Artist Statement

Behind bookshelves, under each potted plant, just beneath the surface of the water, and underneath perfectly stacked rocks, is a collectible— it’s more fun to imagine it that way at least. This playful searching guides my work.

When I take a photograph it is a step into creating a collection of photographs. Photographs do a lot, but I feel they need to do more. I collect and take images on camping trips, holidays, slow Saturday mornings, or while waiting for the laundry. To best use these collections, I frequently take them apart, clone, draw, mark, embed, and layer individual images with one another to create a heavily retextured impression of space. This better defines how a place is imbued with endless experiential sediment.

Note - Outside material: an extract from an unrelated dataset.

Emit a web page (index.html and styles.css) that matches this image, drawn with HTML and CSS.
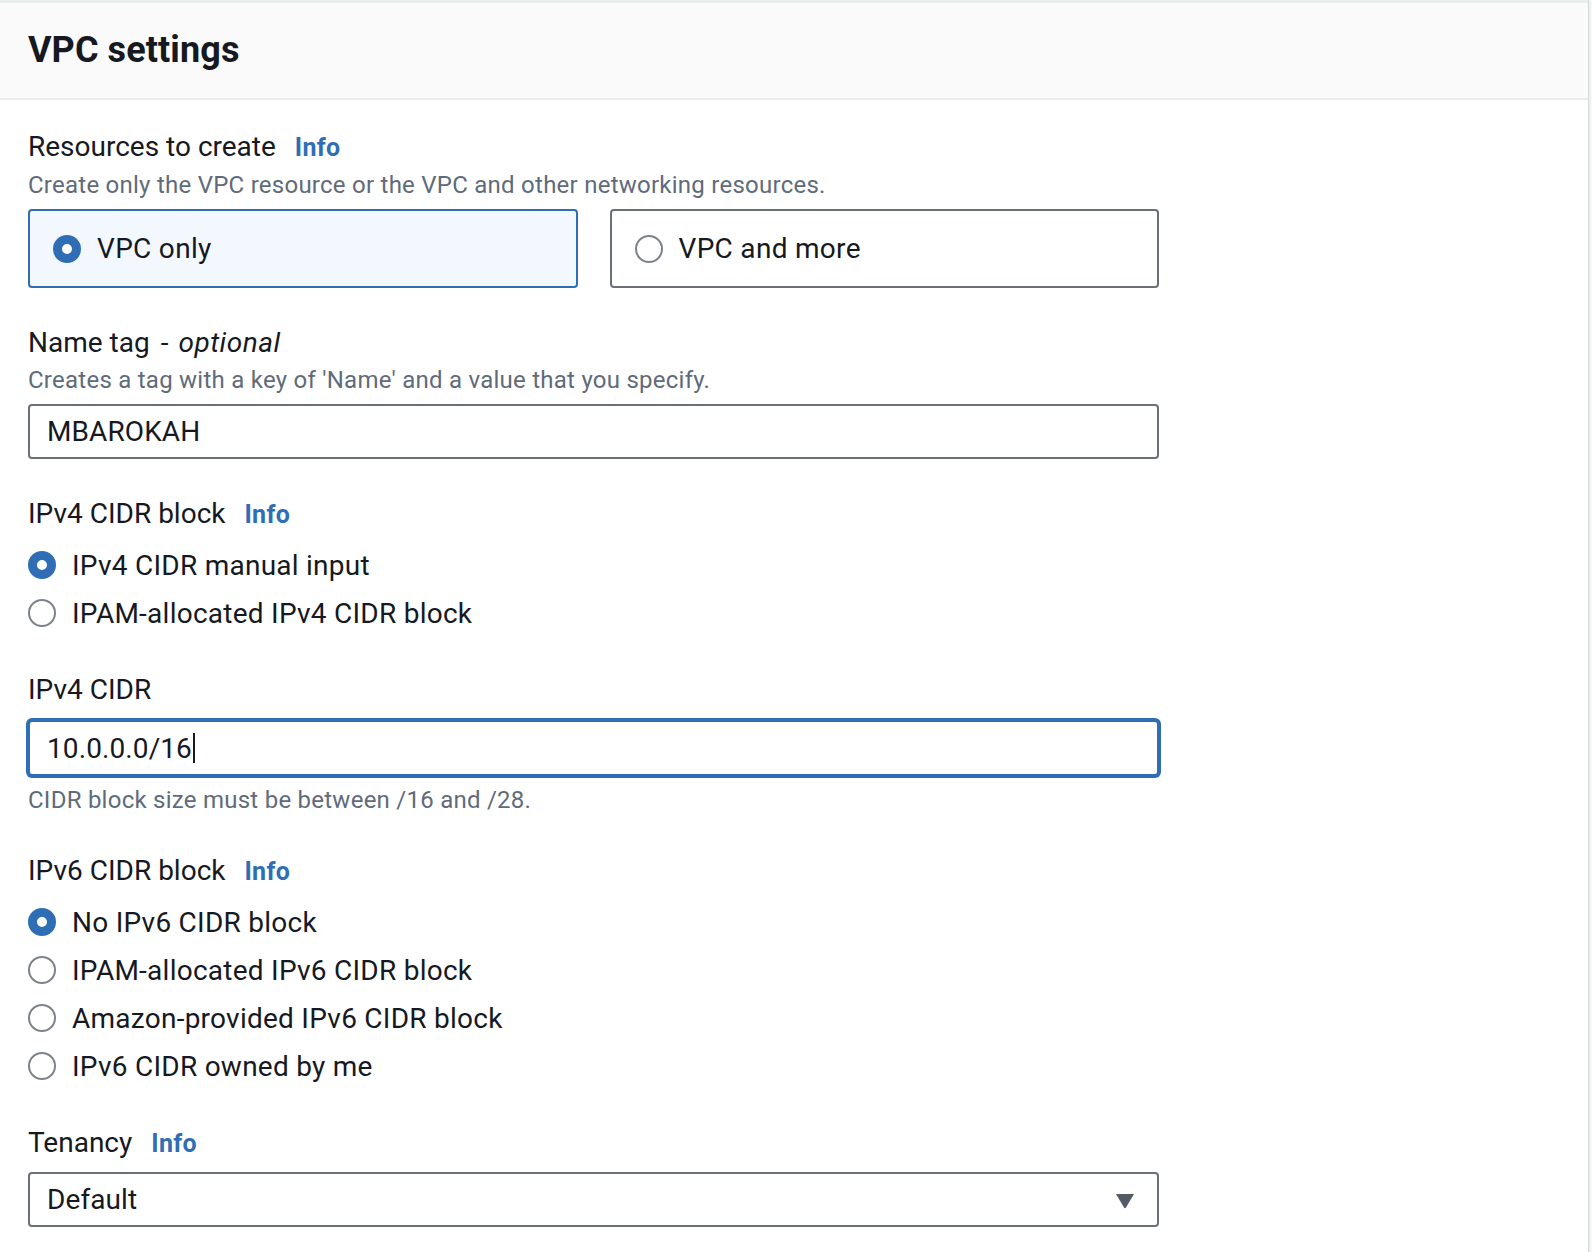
FILE: index.html
```html
<!DOCTYPE html>
<html lang="en">
<head>
<meta charset="utf-8">
<title>VPC settings</title>
<link rel="stylesheet" href="styles.css">
</head>
<body>
<div class="card">
  <div class="card-header">
    <h2 class="card-title">VPC settings</h2>
  </div>
  <div class="card-body">

    <div class="field">
      <div class="label">Resources to create <a class="info" href="#">Info</a></div>
      <div class="desc">Create only the VPC resource or the VPC and other networking resources.</div>
      <div class="tiles">
        <div class="tile selected">
          <span class="radio checked"></span>
          <span class="tile-text">VPC only</span>
        </div>
        <div class="tile">
          <span class="radio"></span>
          <span class="tile-text">VPC and more</span>
        </div>
      </div>
    </div>

    <div class="field">
      <div class="label">Name tag<span class="dash">-</span><em>optional</em></div>
      <div class="desc">Creates a tag with a key of 'Name' and a value that you specify.</div>
      <div class="input">MBAROKAH</div>
    </div>

    <div class="field radios">
      <div class="label">IPv4 CIDR block <a class="info" href="#">Info</a></div>
      <div class="radio-group">
        <div class="radio-row"><span class="radio checked"></span><span>IPv4 CIDR manual input</span></div>
        <div class="radio-row"><span class="radio"></span><span>IPAM-allocated IPv4 CIDR block</span></div>
      </div>
    </div>

    <div class="field">
      <div class="label">IPv4 CIDR</div>
      <div class="input focused"><span>10.0.0.0/16</span><span class="caret"></span></div>
      <div class="hint">CIDR block size must be between /16 and /28.</div>
    </div>

    <div class="field radios">
      <div class="label">IPv6 CIDR block <a class="info" href="#">Info</a></div>
      <div class="radio-group">
        <div class="radio-row"><span class="radio checked"></span><span>No IPv6 CIDR block</span></div>
        <div class="radio-row"><span class="radio"></span><span>IPAM-allocated IPv6 CIDR block</span></div>
        <div class="radio-row"><span class="radio"></span><span>Amazon-provided IPv6 CIDR block</span></div>
        <div class="radio-row"><span class="radio"></span><span>IPv6 CIDR owned by me</span></div>
      </div>
    </div>

    <div class="field">
      <div class="label">Tenancy <a class="info" href="#">Info</a></div>
      <div class="input select">
        <span>Default</span>
        <svg class="caret-down" width="20" height="16" viewBox="0 0 20 16"><path d="M1 1 H19 L11 14.5 Q10 16 9 14.5 Z" fill="#545b64"/></svg>
      </div>
    </div>

  </div>
</div>
</body>
</html>
```

FILE: styles.css
```css
html, body {
  margin: 0;
  padding: 0;
  background: #ffffff;
}

body {
  font-family: Roboto, "Liberation Sans", Arial, sans-serif;
  color: #16191f;
}

.card {
  width: 1588px;
  min-height: 1252px;
  border-top: 3px solid #eaeded;
  box-shadow: 1px 0 0 #d5dbdb, 3px 0 2px rgba(0, 0, 0, 0.08);
  background: #fff;
}

.card-header {
  height: 95px;
  background: #fafafa;
  border-bottom: 2px solid #eaeded;
  padding-left: 28px;
  display: flex;
  align-items: center;
}

.card-title {
  margin: 0;
  font-size: 36px;
  font-weight: 700;
  line-height: 48px;
  color: #16191f;
  padding-bottom: 2px;
  letter-spacing: 0.1px;
}

.card-body {
  padding: 29px 28px 0 28px;
  width: 1131px;
}

.field {
  margin-bottom: 37px;
}

.field.radios {
  margin-bottom: 35px;
}

.label {
  font-size: 28px;
  line-height: 36px;
  letter-spacing: 0;
  color: #16191f;
  display: flex;
  align-items: baseline;
}

.label .dash {
  margin: 0 10px 0 11px;
}

.label em {
  font-style: italic;
  letter-spacing: 0.5px;
}

.info {
  font-size: 25px;
  font-weight: 700;
  letter-spacing: 0.3px;
  color: #2f6eb5;
  text-decoration: none;
  margin-left: 19px;
}

.desc {
  font-size: 24px;
  line-height: 32px;
  letter-spacing: 0.25px;
  color: #5f6b7a;
  margin-top: 3px;
  margin-bottom: 8px;
}

.hint {
  font-size: 24px;
  line-height: 32px;
  letter-spacing: 0.25px;
  color: #5f6b7a;
  margin-top: 8px;
}

.tiles {
  display: flex;
  gap: 32px;
}

.tile {
  flex: 1;
  height: 79px;
  box-sizing: border-box;
  border: 2px solid #6b7078;
  border-radius: 4px;
  display: flex;
  align-items: center;
  padding-left: 23px;
  gap: 16px;
  font-size: 28px;
  letter-spacing: 0.3px;
  background: #fff;
}

.tile.selected {
  border-color: #2f6eb5;
  background: #f2f8fd;
}

.radio {
  width: 28px;
  height: 28px;
  box-sizing: border-box;
  border-radius: 50%;
  border: 2px solid #7d838b;
  background: #fff;
  flex: none;
}

.radio.checked {
  border: 9px solid #2f6eb5;
  background: #fff;
}

.radio-group {
  margin-top: 8px;
  display: flex;
  flex-direction: column;
}

.radio-row {
  height: 48px;
  display: flex;
  align-items: center;
  gap: 16px;
  font-size: 28px;
  letter-spacing: 0.25px;
}

.input {
  height: 55px;
  box-sizing: border-box;
  border: 2px solid #6b7078;
  border-radius: 4px;
  padding-left: 17px;
  padding-right: 22px;
  display: flex;
  align-items: center;
  font-size: 28px;
  letter-spacing: 0.1px;
  color: #16191f;
  background: #fff;
}

.field .label + .input {
  margin-top: 10px;
}

.field .label + .input.focused {
  margin-top: 12px;
}

.input.focused {
  height: 56px;
  border-color: #2f6eb5;
  box-shadow: 0 0 0 2px #2f6eb5;
}

.caret {
  display: inline-block;
  width: 2px;
  height: 30px;
  background: #16191f;
  margin-left: 1px;
}

.select {
  justify-content: space-between;
}

.caret-down {
  display: block;
  margin-top: 2px;
}
```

Experiences grow increasingly simultaneous as we become more aware of ourselves, our surroundings, and what happens across the globe via virtual exchange. There is never just a thing happening, all the things are happening, and it’s seen by everyone who has a spare moment to turn their eyes toward it. Whether participation is active or passive (sharing or watching), we connect with one another in digital spaces to convey our memories of physical places. This makes digital collage a fundamental process for my image collections. The labor used to collage reveals evidence rather than covering up the detritus of working with digital images.

The amount of labor depends on the simultaneity of the place or moment. Heavily traveled places like national parks, trails, and public spaces show a great level of perspectives, range, and interchange. Areas of my home however imply domestic actions and the presence of my family. The collecting and assembling reveals identities in space and places as multiple layers of my ‘self’, your ‘self’, and our ‘self’.